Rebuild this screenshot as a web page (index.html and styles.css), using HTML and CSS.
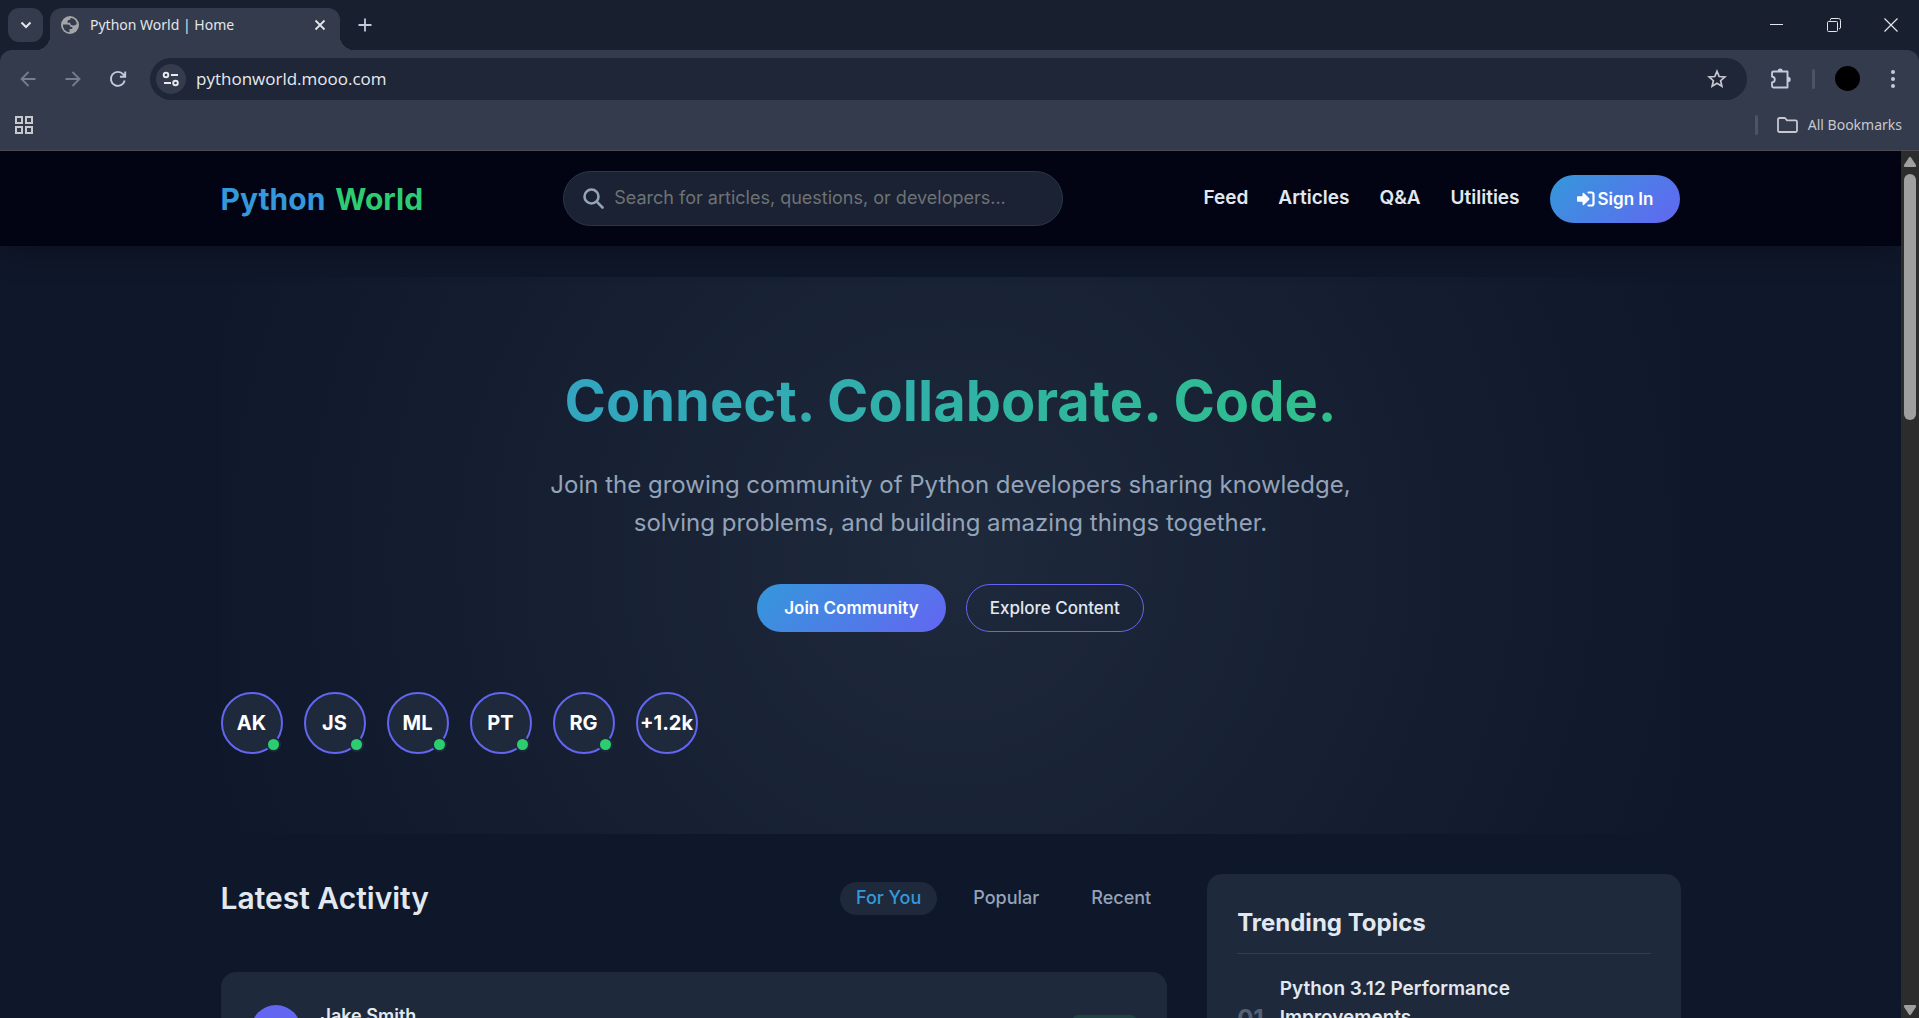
FILE: index.html
```html
<!DOCTYPE html>
<html lang="en">
<head>
<meta charset="utf-8">
<meta name="viewport" content="width=device-width, initial-scale=1">
<title>Python World | Home</title>
<link rel="stylesheet" href="styles.css">
</head>
<body>
<div class="browser">
  <div class="tab-strip">
    <button class="tab-search" aria-label="Search tabs"><svg width="12" height="12" viewBox="0 0 12 12" fill="none" stroke="currentColor" stroke-width="2"><path d="M1.500 3.500 6 8l4.500-4.500"/></svg></button>
    <div class="tab">
      <svg class="favicon" width="18" height="18" viewBox="0 0 18 18"><circle cx="9" cy="9" r="9" fill="currentColor"/><path d="M2 8.500h4.500c2 0 3 1 3 2.500h1.800v2H8.500v3.200C4.500 16 1.800 13 2 8.500zM10.500 2c-1 .2-1.300.9-1.300 1.700-1.500 0-2.700.5-2.700 1.600v1.400h2.700c0 1.700 1 2.800 2.800 2.800 1.500 0 2.500-.500 3.800-1.500C15.400 4.800 13.500 2.500 10.500 2z" fill="#333b4c"/></svg>
      <span class="tab-title">Python World | Home</span>
      <button class="tab-close" aria-label="Close tab"><svg width="12" height="12" viewBox="0 0 12 12" stroke="currentColor" stroke-width="1.800"><path d="m1.500 1.500 9 9m0-9-9 9"/></svg></button>
    </div>
    <button class="new-tab" aria-label="New tab"><svg width="14" height="14" viewBox="0 0 14 14" stroke="currentColor" stroke-width="1.800"><path d="M7 .500v13M.500 7h13"/></svg></button>
    <div class="window-controls">
      <button aria-label="Minimize"><svg width="14" height="14" viewBox="0 0 14 14" stroke="currentColor"><path d="M0 6.500h13"/></svg></button>
      <button aria-label="Restore"><svg width="14" height="14" viewBox="0 0 14 14" fill="none" stroke="currentColor"><rect x=".5" y="3.500" width="10" height="10" rx="1"/><path d="M3 2.500 4 .500h7.500a2 2 0 0 1 2 2V10l-1.500 1"/></svg></button>
      <button aria-label="Close"><svg width="14" height="14" viewBox="0 0 14 14" stroke="currentColor" stroke-width="1.200"><path d="m.5.5 13 13m0-13-13 13"/></svg></button>
    </div>
  </div>
  <div class="toolbar">
    <button class="tool dim" aria-label="Back"><svg width="16" height="16" viewBox="0 0 16 16" fill="none" stroke="currentColor" stroke-width="1.800"><path d="M15.500 8H2M8.500 1 1.500 8l7 7"/></svg></button>
    <button class="tool dim" aria-label="Forward"><svg width="16" height="16" viewBox="0 0 16 16" fill="none" stroke="currentColor" stroke-width="1.800"><path d="M.500 8H14M7.500 1l7 7-7 7"/></svg></button>
    <button class="tool" aria-label="Reload"><svg width="18" height="18" viewBox="0 0 18 18" fill="none" stroke="currentColor" stroke-width="1.900"><path d="M15.700 10.500A7 7 0 1 1 14.300 4.400L16 6.500M16.200 1.500v5.300h-5.300"/></svg></button>
    <div class="omnibox">
      <button class="site-info" aria-label="Site information"><svg width="18" height="16" viewBox="0 0 18 16" fill="none" stroke="currentColor" stroke-width="1.900"><circle cx="4" cy="4" r="2.300"/><path d="M9 4h7M2 12h7"/><circle cx="13.500" cy="12" r="2.300"/></svg></button>
      <input class="address" type="text" value="pythonworld.mooo.com" aria-label="Address">
      <button class="star" aria-label="Bookmark this page"><svg width="20" height="20" viewBox="0 0 20 20" fill="none" stroke="currentColor" stroke-width="1.700"><path d="m10 2.300 2.200 5.200 5.700.500-4.300 3.700 1.300 5.600L10 14.300l-4.900 3 1.300-5.600L2.100 8l5.700-.500z"/></svg></button>
    </div>
    <button class="extensions" aria-label="Extensions"><svg width="22" height="22" viewBox="0 0 22 22"><path d="M3.500 3.500h14v16h-14a1.500 1.500 0 0 1-1.500-1.500v-3.500c1.800-.300 2.800-1.300 2.800-3s-1-2.700-2.800-3V5a1.500 1.500 0 0 1 1.500-1.500z" fill="none" stroke="currentColor" stroke-width="1.900" stroke-linejoin="round"/><path d="M7.600 3.200a2.600 2.600 0 0 1 5.200 0zM18 8.700a2.700 2.700 0 0 1 0 5.400z" fill="currentColor"/></svg></button>
    <span class="divider"></span>
    <button class="profile" aria-label="Profile"></button>
    <button class="menu" aria-label="Menu"><svg width="4" height="18" viewBox="0 0 4 18" fill="currentColor"><circle cx="2" cy="2" r="2"/><circle cx="2" cy="9" r="2"/><circle cx="2" cy="16" r="2"/></svg></button>
  </div>
  <div class="bookmarks">
    <button class="apps" aria-label="Apps"><svg width="18" height="18" viewBox="0 0 18 18" fill="none" stroke="currentColor" stroke-width="2"><path d="M1 1h6v6H1zM11 1h6v6h-6zM1 11h6v6H1zM11 11h6v6h-6z"/></svg></button>
    <span class="divider"></span>
    <button class="all-bookmarks"><svg width="21" height="16" viewBox="0 0 21 16" fill="none" stroke="currentColor" stroke-width="1.800" stroke-linejoin="round"><path d="M1 2.500A1.500 1.500 0 0 1 2.500 1H8l2 2.300h8.500A1.500 1.500 0 0 1 20 4.800v8.700a1.500 1.500 0 0 1-1.500 1.500h-16A1.500 1.500 0 0 1 1 13.500z"/></svg>All Bookmarks</button>
  </div>
</div>
<div class="viewport">
  <div class="page">
    <header class="site-header">
      <div class="container header-row">
        <a class="logo" href="#"><span>Python</span> <span class="logo-accent">World</span></a>
        <label class="search">
          <svg width="21" height="21" viewBox="0 0 21 21" fill="none" stroke="currentColor" stroke-width="2.600" stroke-linecap="round"><circle cx="8.500" cy="8.500" r="7"/><path d="m13.700 13.700 5.800 5.800"/></svg>
          <input type="search" placeholder="Search for articles, questions, or developers..." aria-label="Search">
        </label>
        <nav class="nav">
          <a href="#">Feed</a>
          <a href="#">Articles</a>
          <a href="#">Q&amp;A</a>
          <a href="#">Utilities</a>
          <button class="btn btn-primary sign-in"><svg width="18" height="16" viewBox="0 0 18 16"><path d="M.8 5.300h4.700V2.700c0-.8.8-1.100 1.400-.6l5.300 5.200c.4.400.4 1 0 1.400l-5.300 5.200c-.6.500-1.400.2-1.400-.6v-2.600H.8A.8.800 0 0 1 0 9.900V6.100c0-.4.400-.8.800-.8z" fill="currentColor"/><path d="M11.500 1.500h3a2 2 0 0 1 2 2v9a2 2 0 0 1-2 2h-3" fill="none" stroke="currentColor" stroke-width="2.200" stroke-linecap="round"/></svg>Sign In</button>
        </nav>
      </div>
    </header>
    <main class="container">
      <section class="hero">
        <h1>Connect. Collaborate. Code.</h1>
        <p>Join the growing community of Python developers sharing knowledge, solving problems, and building amazing things together.</p>
        <div class="hero-actions">
          <button class="btn btn-primary">Join Community</button>
          <button class="btn btn-outline">Explore Content</button>
        </div>
        <ul class="members">
          <li class="online">AK</li>
          <li class="online">JS</li>
          <li class="online">ML</li>
          <li class="online">PT</li>
          <li class="online">RG</li>
          <li>+1.2k</li>
        </ul>
      </section>
      <div class="columns">
        <section class="feed">
          <div class="feed-head">
            <h2>Latest Activity</h2>
            <div class="filters">
              <button class="active">For You</button>
              <button>Popular</button>
              <button>Recent</button>
            </div>
          </div>
          <article class="card post">
            <span class="post-avatar"></span>
            <div class="post-author"><h3>Jake Smith</h3></div>
            <span class="post-badge"></span>
          </article>
        </section>
        <aside class="card trending">
          <h2>Trending Topics</h2>
          <ol>
            <li><span class="rank">01</span><h3>Python 3.12 Performance Improvements</h3></li>
          </ol>
        </aside>
      </div>
    </main>
  </div>
  <div class="scrollbar">
    <svg width="14" height="12" viewBox="0 0 14 12" fill="currentColor"><path d="M6 1.500q1-1.500 2 0l5 7.500q.8 2-1 2H2q-1.800 0-1-2z"/></svg>
    <span class="thumb"></span>
    <svg width="14" height="12" viewBox="0 0 14 12" fill="currentColor"><path d="M6 10.500q1 1.500 2 0l5-7.500q.8-2-1-2H2q-1.800 0-1 2z"/></svg>
  </div>
</div>
</body>
</html>
```
FILE: styles.css
```css
* { box-sizing: border-box; margin: 0; padding: 0; }

body {
  display: flex;
  flex-direction: column;
  height: 100vh;
  overflow: hidden;
  background: #0f172a;
  color: #e2e8f0;
  font-family: Inter, "Liberation Sans", sans-serif;
  font-size: 18px;
  line-height: 1.6;
}

button, input { font: inherit; color: inherit; background: none; border: 0; outline: 0; }
button { display: inline-flex; align-items: center; justify-content: center; white-space: nowrap; }
a { color: inherit; text-decoration: none; }
ul, ol { list-style: none; }
svg { display: block; flex: none; }

/* Browser frame */
.browser {
  flex: none;
  background: #18202f;
  color: #e3e5ea;
  font-family: "Noto Sans", "Open Sans", sans-serif;
  font-size: 14px;
  line-height: 20px;
  border-bottom: 1px solid #4a4c51;
}
.tab-strip { display: flex; height: 50px; padding: 8px 0 0 8px; }
.tab-search { width: 35px; height: 34px; border-radius: 11px; background: #333b4c; }
.tab {
  position: relative;
  display: flex;
  align-items: center;
  gap: 11px;
  width: 290px;
  margin-left: 7px;
  padding: 0 14px 8px 11px;
  border-radius: 12px 12px 0 0;
  background: #333b4c;
}
.tab::before, .tab::after {
  content: "";
  position: absolute;
  bottom: 0;
  width: 14px;
  height: 14px;
}
.tab::before { right: 100%; background: radial-gradient(circle at 0 0, transparent 14px, #333b4c 14px); }
.tab::after { left: 100%; background: radial-gradient(circle at 100% 0, transparent 14px, #333b4c 14px); }
.favicon { color: #a3a5a8; }
.tab-title { flex: 1; white-space: nowrap; }
.new-tab { width: 50px; height: 34px; color: #c3cadf; }
.window-controls { display: flex; margin-left: auto; }
.window-controls button { width: 57px; height: 33px; }

.toolbar {
  display: flex;
  align-items: center;
  height: 57px;
  padding: 0 17px 0 5px;
  border-radius: 12px 12px 0 0;
  background: #333b4c;
  color: #c3cadf;
}
.tool { width: 45px; height: 40px; }
.dim { color: #767d8d; }
.omnibox {
  display: flex;
  flex: 1;
  align-items: center;
  height: 42px;
  margin: 0 23px 0 10px;
  padding: 0 20px 0 6px;
  border-radius: 21px;
  background: #1e2637;
  color: #e8eaef;
}
.site-info { width: 30px; height: 30px; border-radius: 50%; background: #333b4c; }
.address { flex: 1; margin: 0 10px; font-family: "Open Sans", "Noto Sans", sans-serif; font-size: 17px; line-height: 24px; }
.star { color: #c7c8ce; }
.divider { width: 3px; height: 20px; border-radius: 2px; background: #4c5466; }
.extensions { margin-right: 20px; }
.profile { width: 25px; height: 25px; margin: 0 31px 0 20px; border-radius: 50%; background: #000; }
.menu { padding: 0 7px 0 0; }

.bookmarks {
  display: flex;
  align-items: center;
  height: 43px;
  padding: 0 17px 7px 15px;
  background: #333b4c;
  color: #c7c8ce;
}
.bookmarks .divider { margin-left: auto; }
.all-bookmarks { gap: 10px; margin-left: 19px; }

/* Page */
.viewport { display: flex; flex: 1; min-height: 0; }
.page { flex: 1; overflow: hidden; }
.scrollbar {
  display: flex;
  flex-direction: column;
  align-items: center;
  width: 18px;
  padding: 5px 0 2px;
  background: #2c2c2c;
  color: #9f9f9f;
}
.thumb { width: 12px; height: 246px; margin: 6px 0 auto; border-radius: 6px; background: #9f9f9f; }
.container { max-width: 1500px; margin: 0 auto; padding: 0 20px; }

.site-header {
  position: relative;
  background: #020414;
  box-shadow: 0 4px 30px rgba(0, 0, 0, 0.3);
}
.header-row { display: flex; align-items: center; justify-content: space-between; padding-top: 20px; padding-bottom: 20px; }
.logo { display: flex; gap: 10px; color: #3498db; font-size: 30px; font-weight: 700; line-height: 46px; }
.logo-accent { color: #2ecc71; }
.search {
  display: flex;
  align-items: center;
  gap: 10px;
  width: 500px;
  height: 55px;
  padding: 0 19px;
  border: 1px solid #2c3648;
  border-radius: 28px;
  background: #1a2233;
  color: #94a3b8;
}
.search input { flex: 1; min-width: 0; }
.search input::placeholder { color: #6f7275; opacity: 1; }
.nav { display: flex; align-items: center; gap: 30px; font-size: 19px; font-weight: 600; }
.btn { height: 48px; border-radius: 24px; font-size: 17px; line-height: 24px; }
.btn-primary { padding: 0 27px; background: linear-gradient(135deg, #3498db, #6366f1); color: #fff; font-weight: 600; }
.btn-outline { padding: 0 23px; border: 1px solid #6366f1; font-weight: 500; }
.sign-in { gap: 3px; }

.hero {
  margin-top: 31px;
  padding: 80px 0;
  background: radial-gradient(circle at center, #1e293b 0%, rgba(30, 41, 59, 0) 100%);
}
.hero h1 {
  margin-bottom: 20px;
  background: linear-gradient(135deg, #3498db, #2ecc71);
  background-clip: text;
  -webkit-background-clip: text;
  color: transparent;
  font-size: 56px;
  font-weight: 700;
  line-height: 89px;
  text-align: center;
}
.hero p { max-width: 820px; margin: 0 auto 42px; color: #94a3b8; font-size: 24px; line-height: 38px; text-align: center; }
.hero-actions { display: flex; justify-content: center; gap: 20px; margin-bottom: 60px; }
.members { display: flex; gap: 21px; }
.members li {
  position: relative;
  display: flex;
  align-items: center;
  justify-content: center;
  width: 62px;
  height: 62px;
  border: 2px solid #6366f1;
  border-radius: 50%;
  background: #1e293b;
  color: #fff;
  font-size: 20px;
  font-weight: 700;
}
.members .online::after {
  content: "";
  position: absolute;
  right: 2px;
  bottom: 2px;
  width: 11px;
  height: 11px;
  border-radius: 50%;
  background: #2ecc71;
  box-shadow: 0 0 0 2px #1e293b;
}

.columns { display: grid; grid-template-columns: 2fr 1fr; gap: 40px; align-items: start; margin-top: 40px; }
.card { padding: 30px; border-radius: 15px; background: #1e293b; }
.feed-head { display: flex; align-items: center; justify-content: space-between; margin-bottom: 49px; }
.feed-head h2 { font-size: 30px; font-weight: 600; line-height: 49px; }
.filters { display: flex; gap: 20px; }
.filters button { height: 33px; padding: 0 16px; border-radius: 17px; color: #94a3b8; font-weight: 500; }
.filters .active { background: #1e293b; color: #3498db; }
.post { display: flex; align-items: center; gap: 20px; }
.post-avatar { width: 50px; height: 50px; border-radius: 50%; background: #6366f1; }
.post-author { height: 56px; }
.card h3 { font-size: 18px; font-weight: 600; }
.post-badge { width: 65px; height: 30px; margin-left: auto; border-radius: 6px; background: #20443f; }
.trending h2 { padding-bottom: 11px; border-bottom: 1px solid #323d4f; font-size: 24px; font-weight: 700; }
.trending li { display: flex; gap: 16px; align-items: center; height: 90px; margin-top: 20px; }
.trending h3 { align-self: flex-start; max-width: 260px; font-size: 19px; line-height: 29px; }
.rank { color: #566173; font-size: 24px; font-weight: 700; }
```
....
§ **Directive**:
Search the data above for the word "this", then gather each line in which it appears.

§ **Solution below**:
Rebuild this screenshot as a web page (index.html and styles.css), using HTML and CSS.
      <button class="star" aria-label="Bookmark this page"><svg width="20" height="20" viewBox="0 0 20 20" fill="none" stroke="currentColor" stroke-width="1.700"><path d="m10 2.300 2.200 5.200 5.700.500-4.300 3.700 1.300 5.600L10 14.300l-4.900 3 1.300-5.600L2.100 8l5.700-.500z"/></svg></button>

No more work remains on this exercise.